### CHALLENGE
Everything from the first line to the line containing "const WAVE = buildWave();" is to be repeated exactly; nothing past it.

### COLLECTED DATA
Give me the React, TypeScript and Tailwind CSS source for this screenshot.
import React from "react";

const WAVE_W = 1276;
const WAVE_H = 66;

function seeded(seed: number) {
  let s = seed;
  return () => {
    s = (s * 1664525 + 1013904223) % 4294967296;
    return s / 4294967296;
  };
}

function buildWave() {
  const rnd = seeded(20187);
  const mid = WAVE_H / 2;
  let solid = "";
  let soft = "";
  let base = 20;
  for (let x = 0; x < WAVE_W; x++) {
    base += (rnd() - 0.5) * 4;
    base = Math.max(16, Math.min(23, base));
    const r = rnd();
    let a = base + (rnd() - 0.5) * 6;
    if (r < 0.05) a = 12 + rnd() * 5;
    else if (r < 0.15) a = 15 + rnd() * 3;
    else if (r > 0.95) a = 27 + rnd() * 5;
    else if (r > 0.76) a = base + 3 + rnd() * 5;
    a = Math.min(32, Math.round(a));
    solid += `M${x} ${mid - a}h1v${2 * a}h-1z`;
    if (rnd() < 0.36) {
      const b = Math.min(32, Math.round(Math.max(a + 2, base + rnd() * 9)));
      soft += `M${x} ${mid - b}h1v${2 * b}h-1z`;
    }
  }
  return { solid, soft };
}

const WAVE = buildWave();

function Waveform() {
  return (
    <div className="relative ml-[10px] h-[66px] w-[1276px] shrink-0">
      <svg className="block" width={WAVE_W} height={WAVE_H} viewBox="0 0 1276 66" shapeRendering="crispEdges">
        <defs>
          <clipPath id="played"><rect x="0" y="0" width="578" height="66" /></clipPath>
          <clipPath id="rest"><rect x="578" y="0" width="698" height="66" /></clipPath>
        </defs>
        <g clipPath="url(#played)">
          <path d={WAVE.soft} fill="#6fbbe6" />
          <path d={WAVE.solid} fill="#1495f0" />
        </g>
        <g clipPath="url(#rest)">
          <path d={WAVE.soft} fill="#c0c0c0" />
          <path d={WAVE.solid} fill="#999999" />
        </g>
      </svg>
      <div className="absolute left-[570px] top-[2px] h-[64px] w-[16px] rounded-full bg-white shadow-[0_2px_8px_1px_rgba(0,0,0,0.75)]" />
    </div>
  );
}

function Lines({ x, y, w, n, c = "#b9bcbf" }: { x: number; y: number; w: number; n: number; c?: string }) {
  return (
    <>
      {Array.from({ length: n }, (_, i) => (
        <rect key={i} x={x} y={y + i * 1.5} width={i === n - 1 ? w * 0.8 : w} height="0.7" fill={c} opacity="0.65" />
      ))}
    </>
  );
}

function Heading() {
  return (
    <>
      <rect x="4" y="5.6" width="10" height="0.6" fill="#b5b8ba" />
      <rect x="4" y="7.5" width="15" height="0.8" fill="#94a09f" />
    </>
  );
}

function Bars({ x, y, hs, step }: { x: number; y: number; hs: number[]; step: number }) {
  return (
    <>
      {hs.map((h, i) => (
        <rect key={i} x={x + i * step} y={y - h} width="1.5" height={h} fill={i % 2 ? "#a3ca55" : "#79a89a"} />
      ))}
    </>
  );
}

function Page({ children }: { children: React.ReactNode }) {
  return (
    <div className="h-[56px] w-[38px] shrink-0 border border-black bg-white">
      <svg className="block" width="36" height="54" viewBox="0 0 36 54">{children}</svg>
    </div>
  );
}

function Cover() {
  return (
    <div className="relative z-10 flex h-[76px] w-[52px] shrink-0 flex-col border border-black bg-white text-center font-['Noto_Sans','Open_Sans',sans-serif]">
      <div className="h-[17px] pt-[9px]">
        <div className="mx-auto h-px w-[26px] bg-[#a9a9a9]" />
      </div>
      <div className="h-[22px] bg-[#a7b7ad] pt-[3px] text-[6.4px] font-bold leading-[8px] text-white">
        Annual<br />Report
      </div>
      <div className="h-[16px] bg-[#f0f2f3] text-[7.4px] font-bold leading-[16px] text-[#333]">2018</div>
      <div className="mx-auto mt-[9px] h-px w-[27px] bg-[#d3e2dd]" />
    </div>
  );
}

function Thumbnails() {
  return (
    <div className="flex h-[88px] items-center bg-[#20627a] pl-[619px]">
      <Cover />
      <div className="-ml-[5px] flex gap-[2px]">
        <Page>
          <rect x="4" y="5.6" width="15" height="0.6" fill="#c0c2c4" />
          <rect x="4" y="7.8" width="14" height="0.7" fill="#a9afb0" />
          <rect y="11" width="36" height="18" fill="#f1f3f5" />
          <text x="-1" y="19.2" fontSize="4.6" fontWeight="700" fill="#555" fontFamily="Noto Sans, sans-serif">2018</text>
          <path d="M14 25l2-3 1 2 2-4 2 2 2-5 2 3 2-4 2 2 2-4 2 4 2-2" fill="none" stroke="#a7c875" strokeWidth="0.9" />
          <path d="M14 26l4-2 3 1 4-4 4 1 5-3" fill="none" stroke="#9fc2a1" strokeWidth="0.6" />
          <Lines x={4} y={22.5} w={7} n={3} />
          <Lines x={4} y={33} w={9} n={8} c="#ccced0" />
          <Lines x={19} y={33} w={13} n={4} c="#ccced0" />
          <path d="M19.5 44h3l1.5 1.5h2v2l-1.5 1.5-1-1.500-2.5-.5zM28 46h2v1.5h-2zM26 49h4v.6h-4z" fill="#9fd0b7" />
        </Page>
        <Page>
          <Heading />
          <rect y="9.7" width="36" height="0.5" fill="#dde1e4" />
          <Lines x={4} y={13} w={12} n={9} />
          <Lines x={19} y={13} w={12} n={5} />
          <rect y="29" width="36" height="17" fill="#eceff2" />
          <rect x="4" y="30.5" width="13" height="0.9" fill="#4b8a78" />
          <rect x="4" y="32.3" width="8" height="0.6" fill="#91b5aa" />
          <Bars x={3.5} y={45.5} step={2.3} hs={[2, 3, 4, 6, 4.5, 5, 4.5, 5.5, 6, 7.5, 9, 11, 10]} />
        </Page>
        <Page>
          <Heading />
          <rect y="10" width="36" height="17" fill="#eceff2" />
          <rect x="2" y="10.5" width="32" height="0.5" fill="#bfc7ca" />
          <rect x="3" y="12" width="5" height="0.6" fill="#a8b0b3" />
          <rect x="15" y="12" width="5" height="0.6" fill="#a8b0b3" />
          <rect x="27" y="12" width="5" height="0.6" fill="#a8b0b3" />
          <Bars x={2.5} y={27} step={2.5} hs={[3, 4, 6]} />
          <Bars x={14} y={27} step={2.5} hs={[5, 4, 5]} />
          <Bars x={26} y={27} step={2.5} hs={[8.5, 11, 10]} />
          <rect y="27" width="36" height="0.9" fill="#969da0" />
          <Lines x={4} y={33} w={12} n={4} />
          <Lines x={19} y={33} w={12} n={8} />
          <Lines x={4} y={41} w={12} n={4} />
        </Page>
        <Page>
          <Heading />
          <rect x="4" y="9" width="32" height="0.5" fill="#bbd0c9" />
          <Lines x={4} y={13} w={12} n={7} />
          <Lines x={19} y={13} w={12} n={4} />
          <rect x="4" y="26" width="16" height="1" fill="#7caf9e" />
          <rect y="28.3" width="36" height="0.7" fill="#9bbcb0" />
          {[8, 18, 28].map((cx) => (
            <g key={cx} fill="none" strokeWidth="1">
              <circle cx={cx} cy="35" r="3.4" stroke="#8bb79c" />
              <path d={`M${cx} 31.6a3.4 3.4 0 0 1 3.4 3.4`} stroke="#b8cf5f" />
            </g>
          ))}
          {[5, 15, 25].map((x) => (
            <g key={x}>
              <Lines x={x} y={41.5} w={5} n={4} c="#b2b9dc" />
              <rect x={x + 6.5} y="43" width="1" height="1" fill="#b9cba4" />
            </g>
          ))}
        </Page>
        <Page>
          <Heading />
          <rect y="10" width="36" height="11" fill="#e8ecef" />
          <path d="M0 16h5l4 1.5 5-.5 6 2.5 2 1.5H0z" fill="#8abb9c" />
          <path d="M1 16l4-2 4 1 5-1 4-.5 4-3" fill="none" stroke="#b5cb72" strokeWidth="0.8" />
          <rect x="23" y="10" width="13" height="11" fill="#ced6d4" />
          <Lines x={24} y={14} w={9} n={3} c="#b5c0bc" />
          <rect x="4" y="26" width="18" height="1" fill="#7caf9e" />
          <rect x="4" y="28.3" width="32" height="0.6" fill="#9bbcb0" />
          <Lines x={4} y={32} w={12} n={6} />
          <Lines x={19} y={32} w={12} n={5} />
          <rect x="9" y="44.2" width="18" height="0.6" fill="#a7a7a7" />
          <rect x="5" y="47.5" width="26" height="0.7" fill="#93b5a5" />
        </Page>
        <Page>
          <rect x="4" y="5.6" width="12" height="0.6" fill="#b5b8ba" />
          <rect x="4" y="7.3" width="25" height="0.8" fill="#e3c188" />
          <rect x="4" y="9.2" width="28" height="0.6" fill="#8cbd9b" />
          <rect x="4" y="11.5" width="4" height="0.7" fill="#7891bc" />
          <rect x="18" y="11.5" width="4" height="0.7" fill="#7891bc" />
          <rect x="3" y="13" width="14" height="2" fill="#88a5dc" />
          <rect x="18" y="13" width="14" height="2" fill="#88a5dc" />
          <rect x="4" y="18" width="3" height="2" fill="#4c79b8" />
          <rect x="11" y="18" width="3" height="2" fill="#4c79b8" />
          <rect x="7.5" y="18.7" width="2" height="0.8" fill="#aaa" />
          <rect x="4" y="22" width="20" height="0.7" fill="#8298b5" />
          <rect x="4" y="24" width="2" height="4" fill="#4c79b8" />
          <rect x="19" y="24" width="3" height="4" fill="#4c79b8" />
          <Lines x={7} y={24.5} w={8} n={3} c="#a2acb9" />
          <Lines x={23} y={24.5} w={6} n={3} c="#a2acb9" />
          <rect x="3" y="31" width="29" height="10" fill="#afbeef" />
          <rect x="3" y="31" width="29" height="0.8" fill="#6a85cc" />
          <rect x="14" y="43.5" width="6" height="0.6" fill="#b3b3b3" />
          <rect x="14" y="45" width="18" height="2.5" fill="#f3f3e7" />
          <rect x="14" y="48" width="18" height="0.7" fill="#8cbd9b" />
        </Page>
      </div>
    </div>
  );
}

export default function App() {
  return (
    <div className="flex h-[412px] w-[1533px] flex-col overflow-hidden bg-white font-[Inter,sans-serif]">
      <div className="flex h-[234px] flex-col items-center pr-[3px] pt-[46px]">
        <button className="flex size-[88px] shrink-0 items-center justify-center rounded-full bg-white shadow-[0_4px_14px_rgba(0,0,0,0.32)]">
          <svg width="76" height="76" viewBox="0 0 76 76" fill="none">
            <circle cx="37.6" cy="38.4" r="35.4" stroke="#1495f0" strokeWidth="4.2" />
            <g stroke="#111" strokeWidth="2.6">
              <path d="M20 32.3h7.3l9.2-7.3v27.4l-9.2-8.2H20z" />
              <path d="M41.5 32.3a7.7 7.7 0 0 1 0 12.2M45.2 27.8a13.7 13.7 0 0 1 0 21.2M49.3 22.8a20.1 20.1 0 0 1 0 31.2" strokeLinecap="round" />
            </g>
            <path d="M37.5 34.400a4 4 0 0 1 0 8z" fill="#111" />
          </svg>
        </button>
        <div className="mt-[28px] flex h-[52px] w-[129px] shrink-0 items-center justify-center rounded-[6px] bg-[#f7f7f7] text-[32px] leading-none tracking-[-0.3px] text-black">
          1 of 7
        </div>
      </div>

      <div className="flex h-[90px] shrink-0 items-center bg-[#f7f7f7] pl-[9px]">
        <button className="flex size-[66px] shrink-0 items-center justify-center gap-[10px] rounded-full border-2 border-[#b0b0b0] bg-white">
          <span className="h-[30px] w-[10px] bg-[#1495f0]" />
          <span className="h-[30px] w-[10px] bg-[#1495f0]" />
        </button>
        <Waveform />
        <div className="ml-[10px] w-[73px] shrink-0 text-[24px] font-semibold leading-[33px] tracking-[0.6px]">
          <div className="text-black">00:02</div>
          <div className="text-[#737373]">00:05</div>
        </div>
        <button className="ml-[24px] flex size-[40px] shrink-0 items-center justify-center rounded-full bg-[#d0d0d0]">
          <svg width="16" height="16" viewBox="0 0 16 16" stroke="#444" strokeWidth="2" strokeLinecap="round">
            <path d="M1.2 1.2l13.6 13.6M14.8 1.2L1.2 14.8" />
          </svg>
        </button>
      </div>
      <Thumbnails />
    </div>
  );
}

### THE SOLUTION
Give me the React, TypeScript and Tailwind CSS source for this screenshot.
import React from "react";

const WAVE_W = 1276;
const WAVE_H = 66;

function seeded(seed: number) {
  let s = seed;
  return () => {
    s = (s * 1664525 + 1013904223) % 4294967296;
    return s / 4294967296;
  };
}

function buildWave() {
  const rnd = seeded(20187);
  const mid = WAVE_H / 2;
  let solid = "";
  let soft = "";
  let base = 20;
  for (let x = 0; x < WAVE_W; x++) {
    base += (rnd() - 0.5) * 4;
    base = Math.max(16, Math.min(23, base));
    const r = rnd();
    let a = base + (rnd() - 0.5) * 6;
    if (r < 0.05) a = 12 + rnd() * 5;
    else if (r < 0.15) a = 15 + rnd() * 3;
    else if (r > 0.95) a = 27 + rnd() * 5;
    else if (r > 0.76) a = base + 3 + rnd() * 5;
    a = Math.min(32, Math.round(a));
    solid += `M${x} ${mid - a}h1v${2 * a}h-1z`;
    if (rnd() < 0.36) {
      const b = Math.min(32, Math.round(Math.max(a + 2, base + rnd() * 9)));
      soft += `M${x} ${mid - b}h1v${2 * b}h-1z`;
    }
  }
  return { solid, soft };
}

const WAVE = buildWave();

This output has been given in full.